Uncanny resemblance

Published : Jan 05, 2008 00:00 IST

Five world-class sculptors have fashioned Adam Gilchrist in sand — a structure that, it’s claimed, can withstand two days of rain, writes S. Ram Mahesh.

Sunday, December 23: Well, dear readers, you heard it here first. India will regain the Border-Gavaskar Trophy. The diary, having endured a turbulent flight into Melbourne, spots Sunil Gavaskar almost immediately. The Little Master is having a quiet meal with Wasim Akram, erstwhile Pakistan left-arm swing and seam bowler, near where the diary is staying. Had the cricketing gods intended Australia to win, surely they’d have shown the diary Allan Border first.

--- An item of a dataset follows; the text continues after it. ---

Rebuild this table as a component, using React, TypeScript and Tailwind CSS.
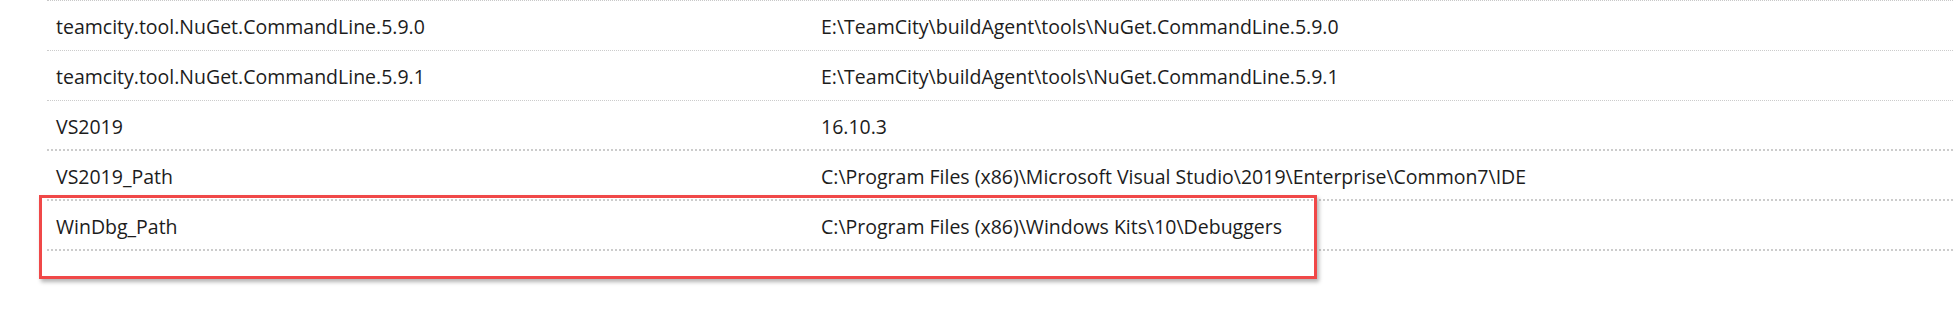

Monday, December 24: The Federation Square, 10 minutes from both the Melbourne Cricket Ground and the Rod Laver Arena, showcases Melbourne’s avant-garde art. Five world-class sculptors have fashioned Adam Gilchrist in sand — a structure that, it’s claimed, can withstand two days of rain. Gilly is chuffed and says the resemblance is uncanny. The diary’s room-mate contends it looks more like Shaun Pollock; soon India’s finest cricket journalists are holding forth on who the sculpture really depicts.

Tuesday, December 25: Who’s that at the Australian nets laying into Andrew Symonds’ off-spin? From a compact stance, the batsman strikes powerful cover-drives. And the top of his fair head barely reaches the dread-locked giant’s hip. It appears that Harry has learnt well from his father, Adam. Only, he doesn’t take up the gloves, but comes on to bowl vigorous medium-pace. It’s family day at the nets, this being Christmas, and there are kids everywhere. Michael Hussey ensures his daughters don’t get too near Ricky Ponting knocking away throwdowns. Matthew Hayden shows a side bowlers the world over have never seen. Children truly are the greatest joy. Err, to most parents in any case.

Wednesday, December 26: Boxing Day and the top story on the news isn’t the Test match. It’s the Boxing Day sale, a slashing in prices that sees the kind of urgency in shops around Australia (at eight a.m. mind you) not always evident in India’s fielding. A reporter, who shall remain unnamed of course (what fraudulence!), mingles in the Olympic Stand looking for that elusive ‘diary item’ that will set the dispatch apart. Spotting a ‘Save the Whale’ sign in a crowd of yellow shirts, this curious soul investigates. No, this isn’t Greenpeace. Apparently Mr. Tom Whale, dressed suggestively in pink, is getting married soon, and his mates feel the need to apprise him of the folly. Well, the diary asks, was the Missus around and was she indignant? The reporter sighs a married person’s sigh — and thinks that’s enough of an answer.

Thursday, December 27: Discriminating readers of the diary will have noted that some of its most illuminating — and indeed, most sparkling — meetings with cricketers have occurred on lifts. The list is far too long to reproduce in full, but take the diary’s word for it, it’s most illustrious. Shane Warne, at the MCG, fits in nicely. The list not the lift. He’s all chivalrous as he blocks the diary’s way enabling a couple of blondes to enter first. Then with a swish of his grey suit he follows them. He isn’t quite as clever with the buttons, for the lift makes the round trip back to level three. Which is where the diary steps in. Now before all ye, fervid of imagination, start wondering, let the diary assure you that Mr. Warne is quite the gentleman. Clearly the man misses the limelight. Barely a year into retirement, he’s calling former coach John Buchanan a goose. He’s back at the MCG after donating his trademark floppy white hat to the National Sports Medium. “I love what the baggy green stood for,” he says of the symbol Steve Waugh sanctified. “To me, the white hat was just more comfortable. Steve Waugh brought in a rule that the baggy green had to be worn for the first session or the first break. It was always nice when a declaration came — there was 20 minutes for the break and we only had to wear it four or five overs and get the break.” Little wonder he’s considered the greatest captain Australia never had.

Friday, December 28: It’s the Heals and Tubs masterclass, time for those lovable pensioners to help out Australia’s young cricketers. The finest international gloveman of the 90s (though the diary says Adam Parore was just as good) and Australia’s most intuitive captain since Ian Chappell are two of the best teachers the diary has had the pleasure of learning from. Ian Healy and Mark Taylor deal with a range of e-mails at lunch, answering every question with the kind of thought that makes this country’s cricketers such fine thinkers on the game. Every suggestion is practical, easy to follow, and — as the diary discovers — outrageously effective. Stripping the game down to its most basic was never this much fun.

Saturday, December 29: The gates have opened at 9 a.m. (for a 11 a.m. start), but the MCG looks empty. The most heart-warming of the sights thus far have been the large and enthusiastic turnouts over the first three days. Test cricket deserves patronage, and today is most disappointing.